Loin
des yeux, loin du cœur. Paris adorée, jamais
cette affirmation ne s’appliquera à ton cas. A défaut de couler dans mes
veines, c’est dans mon esprit, mon corps et mon cœur que tu vis.
Pauvre
expatriée que je suis désormais, il m’est impossible de t’oublier. Plus qu’une
simple origine, tu fais de tes habitants de vraies starlettes dans le monde
entier. Un simple « Where are you from ? » se transforme en gémissements
émoustillés : « PARIS ! Paris Paris ? » Pas bêtes, ces derniers ont bien
compris qu’un certain nombre d’individus issus de la très grande région
parisienne avaient tendance à légèrement tricher sur leur lieu d’habitat.
Pour
nous, qui sommes nés dans ton fort, y avons grandi, trainé, zoné, glandé,
galéré. Pour ceux, qui en connaissent tous les recoins. Qui ont fait de tes
rues leur quotidien, et de tes transports leur enfer. Pour nous tous, tu es
aussi bien notre icône que notre cauchemar.
La
vérité est que ta popularité est proportionnelle à la détestation que les gens
nous portent. Je t’ai toujours défendu, sache-le, quand on t’accusait d’être
agressive ou de manquer d’hospitalité. « Des clichés », je répondais, sûre de
moi. Je vantais ta douceur, ta culture, ton style et ton éclectisme. Aux
insultes et autres moqueries nous devrions acquiescer bêtement ? Non ! Je le
portais en principe, côte à côte nous nous défendrons face à la jalousie de
ceux qui par complexe d’infériorité se permettait de te trouver tous les maux.

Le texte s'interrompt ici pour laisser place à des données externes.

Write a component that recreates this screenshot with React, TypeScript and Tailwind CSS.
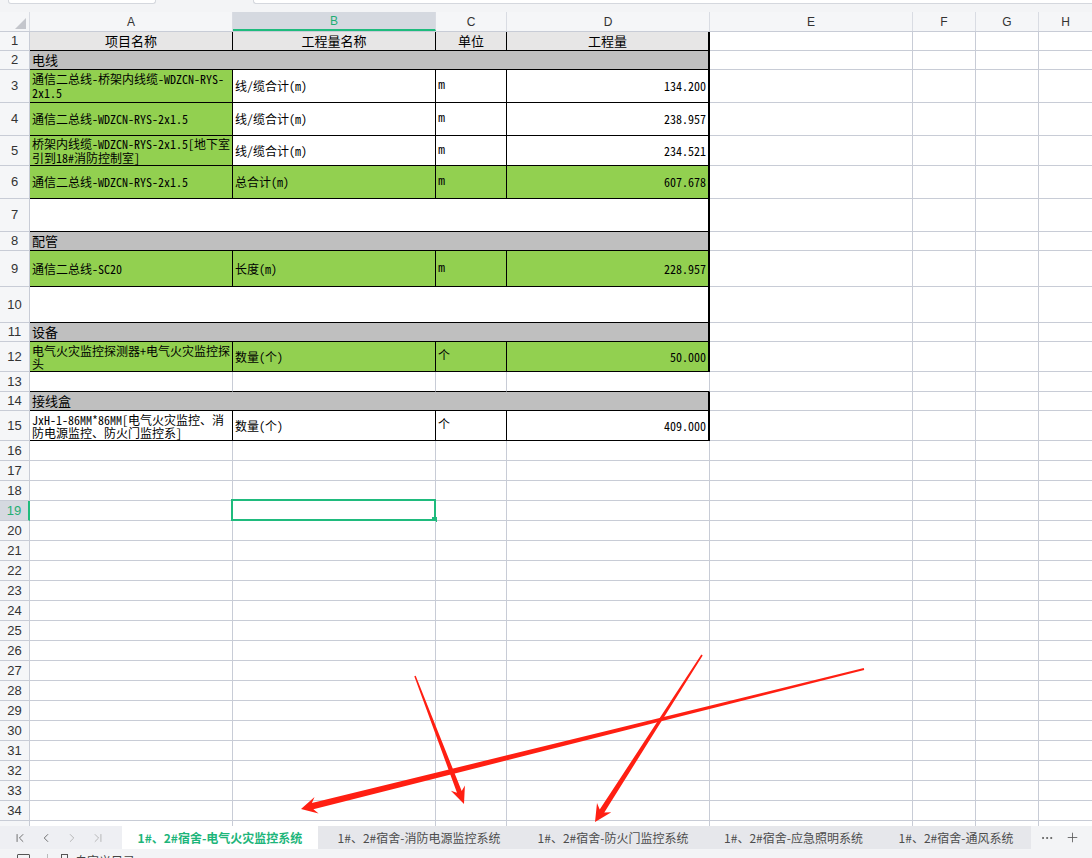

J’étais enfin devenue la parisienne haïe du reste de la France !
Seulement,
loin des regards de tes pourfendeurs, dans le cercle fermé des Parisiens, nous
l’avouons : tu es loin d’être l’endroit parfait. Il n’y a bien plus que dans
l’imaginaire des Chinois que tu restes la ville idyllique des cartes postales
(et dans les films de Woody Allen).
Ton
problème, ma chère c’est que tu es une indétrônable coincée. Loin de
l’extravagance et de l’ouverture d’esprit de tes semblables anglophones, tu
juges, tu médises, tu insultes. Aussi féminine que tu sois, tu transformes en
prises de tête quotidiennes la vie de tes habitantes. Pas question de sortir en
mini-jupe ou en shorty, sous peine de recevoir surnoms et autres quolibets. La
vérité ma jolie, c’est que ce défaut me fera un jour te quitter définitivement.

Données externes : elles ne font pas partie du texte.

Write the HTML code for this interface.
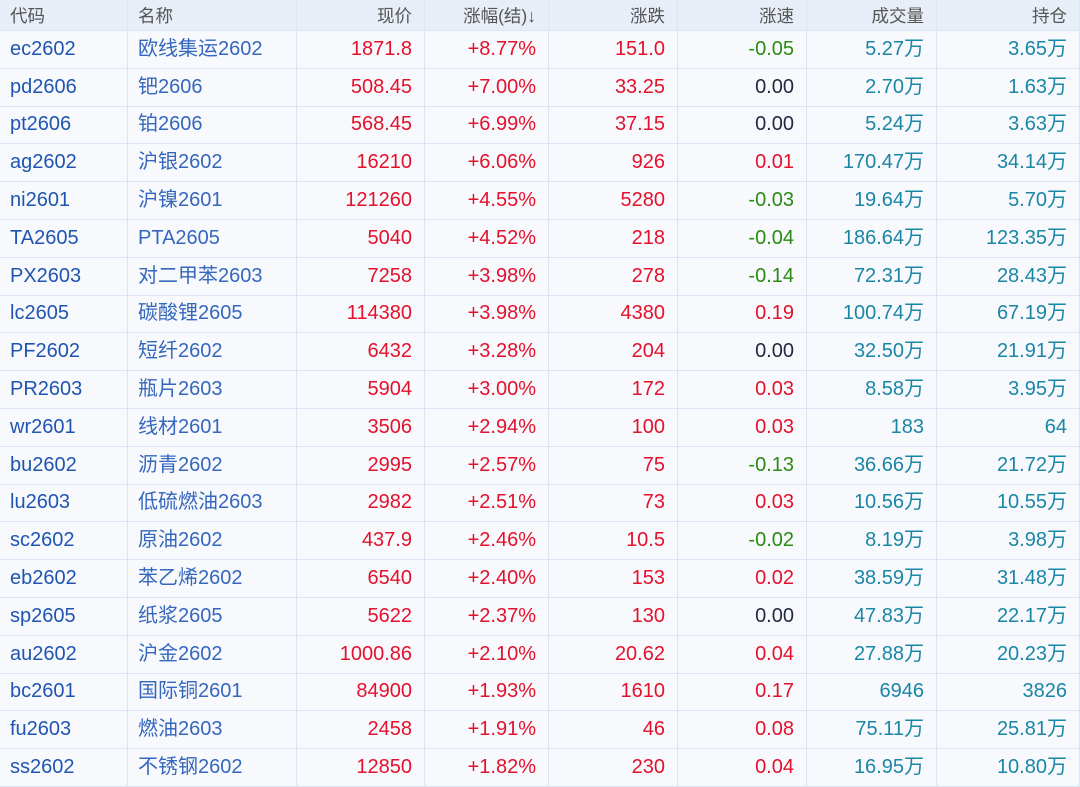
<!DOCTYPE html><html><head><meta charset="utf-8"><style>
body{margin:0;width:1080px;height:786px;overflow:hidden;background:#f7f9fd;font-family:"Liberation Sans","Noto Sans CJK SC",sans-serif;}
.r{position:absolute;left:0;width:1080px;border-bottom:1px solid #dbe4f2;box-sizing:border-box}
.c{position:absolute;top:0;bottom:0;border-right:1px solid #dbe4f2;box-sizing:border-box;font-size:20px;white-space:nowrap;line-height:36px;overflow:hidden}
.c span{display:inline-block;vertical-align:middle;line-height:24px}
.h{background:#e7eef8}
.h .c{color:#555;font-size:17.5px;line-height:30px}
.R{text-align:right;padding-right:12px}
.L{padding-left:10px}
.cd{color:#1f55b0}.nm{color:#3567bd}.red{color:#e3112b}.grn{color:#2a8a12}.blk{color:#1f2940}.tl{color:#1a86a6}
</style></head><body><div id="t"></div>
<script>
const X=[0,128,297,425,549,678,807,937,1080];
const rows=[
["ec2602","欧线集运2602","1871.8","+8.77%","151.0","-0.05","5.27万","3.65万"],
["pd2606","钯2606","508.45","+7.00%","33.25","0.00","2.70万","1.63万"],
["pt2606","铂2606","568.45","+6.99%","37.15","0.00","5.24万","3.63万"],
["ag2602","沪银2602","16210","+6.06%","926","0.01","170.47万","34.14万"],
["ni2601","沪镍2601","121260","+4.55%","5280","-0.03","19.64万","5.70万"],
["TA2605","PTA2605","5040","+4.52%","218","-0.04","186.64万","123.35万"],
["PX2603","对二甲苯2603","7258","+3.98%","278","-0.14","72.31万","28.43万"],
["lc2605","碳酸锂2605","114380","+3.98%","4380","0.19","100.74万","67.19万"],
["PF2602","短纤2602","6432","+3.28%","204","0.00","32.50万","21.91万"],
["PR2603","瓶片2603","5904","+3.00%","172","0.03","8.58万","3.95万"],
["wr2601","线材2601","3506","+2.94%","100","0.03","183","64"],
["bu2602","沥青2602","2995","+2.57%","75","-0.13","36.66万","21.72万"],
["lu2603","低硫燃油2603","2982","+2.51%","73","0.03","10.56万","10.55万"],
["sc2602","原油2602","437.9","+2.46%","10.5","-0.02","8.19万","3.98万"],
["eb2602","苯乙烯2602","6540","+2.40%","153","0.02","38.59万","31.48万"],
["sp2605","纸浆2605","5622","+2.37%","130","0.00","47.83万","22.17万"],
["au2602","沪金2602","1000.86","+2.10%","20.62","0.04","27.88万","20.23万"],
["bc2601","国际铜2601","84900","+1.93%","1610","0.17","6946","3826"],
["fu2603","燃油2603","2458","+1.91%","46","0.08","75.11万","25.81万"],
["ss2602","不锈钢2602","12850","+1.82%","230","0.04","16.95万","10.80万"]];
let h='';
function row(top,ht,cells,cls,hdr){
 h+=`<div class="r ${hdr?'h':''}" style="top:${top}px;height:${ht}px">`;
 cells.forEach((v,i)=>{h+=`<div class="c ${i<2?'L':'R'} ${cls[i]}" style="left:${X[i]}px;width:${X[i+1]-X[i]}px"><span>${v}</span></div>`});
 h+='</div>';
}
row(0,31,["代码","名称","现价","涨幅(结)↓","涨跌","涨速","成交量","持仓"],["","","","","","","",""],1);
rows.forEach((r,k)=>{
 const s=parseFloat(r[5]);const sc=s>0?'red':s<0?'grn':'blk';
 row(30+k*37.8,38.8,r,["cd","nm","red","red","red",sc,"tl","tl"]);
});
document.getElementById('t').innerHTML=h;
</script></body></html>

Malgré tout l’amour que je te porte, rien ne vaut la liberté d’être une biatch
en toute tranquillité.
Pourtant,
je le sais, c’est dans ce grand bordel parisien que je suis chez moi. Loin,
j’en reviens presque à regretter l’odeur d’urine de la ligne 13 ou le rappeur
roumain unijambiste et borgne de la ligne 2. Le bruit, ta folie et ton
insolence me manquent. Quand on a goûté à ta cadence, tout nous paraît bien mou
après… C’est vrai, je l’aime aussi ton côté mauvais garçon, mais c’est ce qui
me fera te quitter. L’héroïne ne se marie jamais avec le bad boy c’est bien
connu.
Sache,
que là ou je suis, je prends le bus seule, la nuit, sans peur et je peux jouer
sans risque à Tétris sur mon Iphone dans le métro. Je n’ai pas besoin, non
plus, d’hypothéquer ma maison pour prendre un verre en boîte de nuit ou bien de
présenter cinq lettres de recommandation pour louer un appartement. Je
m’aperçois, de plus en plus, que je suis fatiguée de ton irrespect, de tes
regards malsains, de ton incivilité.
Alors,
voilà, je doute. Comme Sofiane avec Nabila, je suis dingue de toi. Ce n’est pas
ton boule qui me fera revenir, mais presque. Parce que nulle part ailleurs, je
ne retrouve pareille beauté. Surtout, parce que je n’ai jamais autant cru au
fait qu’on pouvait, à ce point, appartenir à un endroit.
Lettre
d’amour ou de rupture ? J’ai encore le temps d’y réfléchir. Mais sache que
comme toutes les histoires d’amour, tu as une date de péremption et que tu
pourrais perdre à n’importe quel moment l’un de tes plus fidèles soldats.